PROBLEM TO WORK ON:
The data below should be printed in full, exactly, and without any of its images.

====

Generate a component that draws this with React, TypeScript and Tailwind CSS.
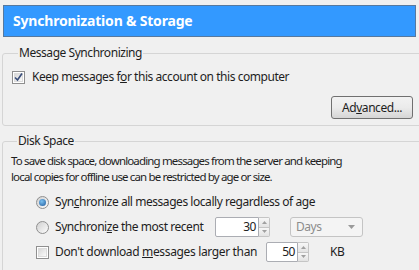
import React from "react";

const font = { fontFamily: '"Noto Sans", "Open Sans", sans-serif' };

function Checkbox({ checked }: { checked?: boolean }) {
  return (
    <span className="w-[13px] h-[13px] border border-[#8f8f8f] bg-white flex items-center justify-center shrink-0">
      <span className="w-[9px] h-[9px] border border-[#dcdcdc] bg-gradient-to-br from-[#d8d8d8] to-[#fafafa] flex items-center justify-center">
        {checked && (
          <svg width="9" height="9" viewBox="0 0 9 9" className="overflow-visible">
            <path d="M1 4.5 L3.5 7 L8 0.5" fill="none" stroke="#3a4e7a" strokeWidth="1.6" />
          </svg>
        )}
      </span>
    </span>
  );
}

function Radio({ checked }: { checked?: boolean }) {
  return (
    <span className="w-[13px] h-[13px] rounded-full border border-[#8f8f8f] bg-gradient-to-br from-[#d0d0d0] to-[#fcfcfc] flex items-center justify-center shrink-0">
      {checked && (
        <span className="w-[7px] h-[7px] rounded-full bg-[radial-gradient(circle_at_40%_35%,#7ac0f0,#1f5a9c)]" />
      )}
    </span>
  );
}

function Spin({ value, width }: { value: string; width: string }) {
  return (
    <div className="flex items-stretch h-[20px] shrink-0">
      <div className={`${width} border border-[#abadb3] rounded-l-[2px] bg-white flex items-center justify-end pr-[2px] text-[#222]`}>
        {value}
      </div>
      <div className="w-[11px] flex flex-col border border-l-0 border-[#c5c5c5] rounded-r-[2px]">
        <div className="flex-1 flex items-center justify-center bg-gradient-to-b from-[#f7f7f7] to-[#e3e3e3] border-b border-[#c5c5c5]">
          <svg width="5" height="3" viewBox="0 0 5 3"><path d="M0 3 L2.5 0 L5 3Z" fill="#a0a0a0" /></svg>
        </div>
        <div className="flex-1 flex items-center justify-center bg-gradient-to-b from-[#f7f7f7] to-[#e3e3e3]">
          <svg width="5" height="3" viewBox="0 0 5 3"><path d="M0 0 L2.5 3 L5 0Z" fill="#a0a0a0" /></svg>
        </div>
      </div>
    </div>
  );
}

export default function App() {
  return (
    <div className="w-[419px] h-[270px] bg-[#f0f0f0] overflow-hidden text-[12px] tracking-[-0.45px] text-[#1e1e1e] leading-[16px]" style={font}>
      <div className="mx-[3px] mt-[5px] h-[32px] bg-[#3399ff] border border-[#56799f] flex items-center pl-[9px] text-white font-bold text-[14px] tracking-[-0.2px]">
        Synchronization &amp; Storage
      </div>
      <fieldset className="ml-[2px] w-[420px] mt-[8px] h-[81px] border border-[#d5d5d5] rounded-[3px] pl-[9px] pr-[8px]">
        <legend className="ml-[6px] px-[1px] text-[#1e1e1e]">Message Synchronizing</legend>
        <div className="flex items-center gap-[7px] mt-[8px]">
          <Checkbox checked />
          <span className="whitespace-nowrap">Keep messages f<u>o</u>r this account on this computer</span>
        </div>
        <div className="flex justify-end mt-[11px]">
          <button className="w-[82px] h-[23px] border border-[#707070] rounded-[3px] bg-gradient-to-b from-[#f2f2f2] via-[#ebebeb] to-[#d5d5d5] text-[#1e1e1e] flex items-center justify-center">
            Ad<u>v</u>anced...
          </button>
        </div>
      </fieldset>
      <fieldset className="ml-[2px] w-[420px] mt-[7px] h-[200px] border border-[#d5d5d5] rounded-[3px] pl-[8px]">
        <legend className="ml-[6px] px-[1px]">Disk Space</legend>
        <p className="mt-[4px] whitespace-nowrap text-[11.5px] tracking-[-0.85px]">
          To save disk space, downloading messages from the server and keeping
          <br />
          local copies for offline use can be restricted by age or size.
        </p>
        <div className="pl-[25px] mt-[7px] flex flex-col gap-[5px]">
          <div className="flex items-center gap-[6px] h-[20px]">
            <Radio checked />
            <span className="whitespace-nowrap">Syn<u>c</u>hronize all messages locally regardless of age</span>
          </div>
          <div className="flex items-center gap-[6px] h-[20px]">
            <Radio />
            <span className="w-[154px] whitespace-nowrap">Synchroni<u>z</u>e the most recent</span>
            <Spin value="30" width="w-[44px]" />
            <div className="ml-[14px] w-[73px] h-[20px] border border-[#c4c4c4] rounded-[3px] bg-[#f4f4f4] flex items-center justify-between pl-[5px] pr-[7px] text-[#8c8c8c]">
              Days
              <svg width="7" height="4" viewBox="0 0 7 4"><path d="M0 0 L3.5 4 L7 0Z" fill="#9a9a9a" /></svg>
            </div>
          </div>
          <div className="flex items-center gap-[6px] h-[20px]">
            <Checkbox />
            <span className="w-[205px] whitespace-nowrap tracking-[-0.35px]">Don't download <u>m</u>essages larger than</span>
            <Spin value="50" width="w-[32px]" />
            <span className="ml-[15px]">KB</span>
          </div>
        </div>
      </fieldset>
    </div>
  );
}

====

FINISHED TASK:
Generate a component that draws this with React, TypeScript and Tailwind CSS.
import React from "react";

const font = { fontFamily: '"Noto Sans", "Open Sans", sans-serif' };

function Checkbox({ checked }: { checked?: boolean }) {
  return (
    <span className="w-[13px] h-[13px] border border-[#8f8f8f] bg-white flex items-center justify-center shrink-0">
      <span className="w-[9px] h-[9px] border border-[#dcdcdc] bg-gradient-to-br from-[#d8d8d8] to-[#fafafa] flex items-center justify-center">
        {checked && (
          <svg width="9" height="9" viewBox="0 0 9 9" className="overflow-visible">
            <path d="M1 4.5 L3.5 7 L8 0.5" fill="none" stroke="#3a4e7a" strokeWidth="1.6" />
          </svg>
        )}
      </span>
    </span>
  );
}

function Radio({ checked }: { checked?: boolean }) {
  return (
    <span className="w-[13px] h-[13px] rounded-full border border-[#8f8f8f] bg-gradient-to-br from-[#d0d0d0] to-[#fcfcfc] flex items-center justify-center shrink-0">
      {checked && (
        <span className="w-[7px] h-[7px] rounded-full bg-[radial-gradient(circle_at_40%_35%,#7ac0f0,#1f5a9c)]" />
      )}
    </span>
  );
}

function Spin({ value, width }: { value: string; width: string }) {
  return (
    <div className="flex items-stretch h-[20px] shrink-0">
      <div className={`${width} border border-[#abadb3] rounded-l-[2px] bg-white flex items-center justify-end pr-[2px] text-[#222]`}>
        {value}
      </div>
      <div className="w-[11px] flex flex-col border border-l-0 border-[#c5c5c5] rounded-r-[2px]">
        <div className="flex-1 flex items-center justify-center bg-gradient-to-b from-[#f7f7f7] to-[#e3e3e3] border-b border-[#c5c5c5]">
          <svg width="5" height="3" viewBox="0 0 5 3"><path d="M0 3 L2.5 0 L5 3Z" fill="#a0a0a0" /></svg>
        </div>
        <div className="flex-1 flex items-center justify-center bg-gradient-to-b from-[#f7f7f7] to-[#e3e3e3]">
          <svg width="5" height="3" viewBox="0 0 5 3"><path d="M0 0 L2.5 3 L5 0Z" fill="#a0a0a0" /></svg>
        </div>
      </div>
    </div>
  );
}

export default function App() {
  return (
    <div className="w-[419px] h-[270px] bg-[#f0f0f0] overflow-hidden text-[12px] tracking-[-0.45px] text-[#1e1e1e] leading-[16px]" style={font}>
      <div className="mx-[3px] mt-[5px] h-[32px] bg-[#3399ff] border border-[#56799f] flex items-center pl-[9px] text-white font-bold text-[14px] tracking-[-0.2px]">
        Synchronization &amp; Storage
      </div>
      <fieldset className="ml-[2px] w-[420px] mt-[8px] h-[81px] border border-[#d5d5d5] rounded-[3px] pl-[9px] pr-[8px]">
        <legend className="ml-[6px] px-[1px] text-[#1e1e1e]">Message Synchronizing</legend>
        <div className="flex items-center gap-[7px] mt-[8px]">
          <Checkbox checked />
          <span className="whitespace-nowrap">Keep messages f<u>o</u>r this account on this computer</span>
        </div>
        <div className="flex justify-end mt-[11px]">
          <button className="w-[82px] h-[23px] border border-[#707070] rounded-[3px] bg-gradient-to-b from-[#f2f2f2] via-[#ebebeb] to-[#d5d5d5] text-[#1e1e1e] flex items-center justify-center">
            Ad<u>v</u>anced...
          </button>
        </div>
      </fieldset>
      <fieldset className="ml-[2px] w-[420px] mt-[7px] h-[200px] border border-[#d5d5d5] rounded-[3px] pl-[8px]">
        <legend className="ml-[6px] px-[1px]">Disk Space</legend>
        <p className="mt-[4px] whitespace-nowrap text-[11.5px] tracking-[-0.85px]">
          To save disk space, downloading messages from the server and keeping
          <br />
          local copies for offline use can be restricted by age or size.
        </p>
        <div className="pl-[25px] mt-[7px] flex flex-col gap-[5px]">
          <div className="flex items-center gap-[6px] h-[20px]">
            <Radio checked />
            <span className="whitespace-nowrap">Syn<u>c</u>hronize all messages locally regardless of age</span>
          </div>
          <div className="flex items-center gap-[6px] h-[20px]">
            <Radio />
            <span className="w-[154px] whitespace-nowrap">Synchroni<u>z</u>e the most recent</span>
            <Spin value="30" width="w-[44px]" />
            <div className="ml-[14px] w-[73px] h-[20px] border border-[#c4c4c4] rounded-[3px] bg-[#f4f4f4] flex items-center justify-between pl-[5px] pr-[7px] text-[#8c8c8c]">
              Days
              <svg width="7" height="4" viewBox="0 0 7 4"><path d="M0 0 L3.5 4 L7 0Z" fill="#9a9a9a" /></svg>
            </div>
          </div>
          <div className="flex items-center gap-[6px] h-[20px]">
            <Checkbox />
            <span className="w-[205px] whitespace-nowrap tracking-[-0.35px]">Don't download <u>m</u>essages larger than</span>
            <Spin value="50" width="w-[32px]" />
            <span className="ml-[15px]">KB</span>
          </div>
        </div>
      </fieldset>
    </div>
  );
}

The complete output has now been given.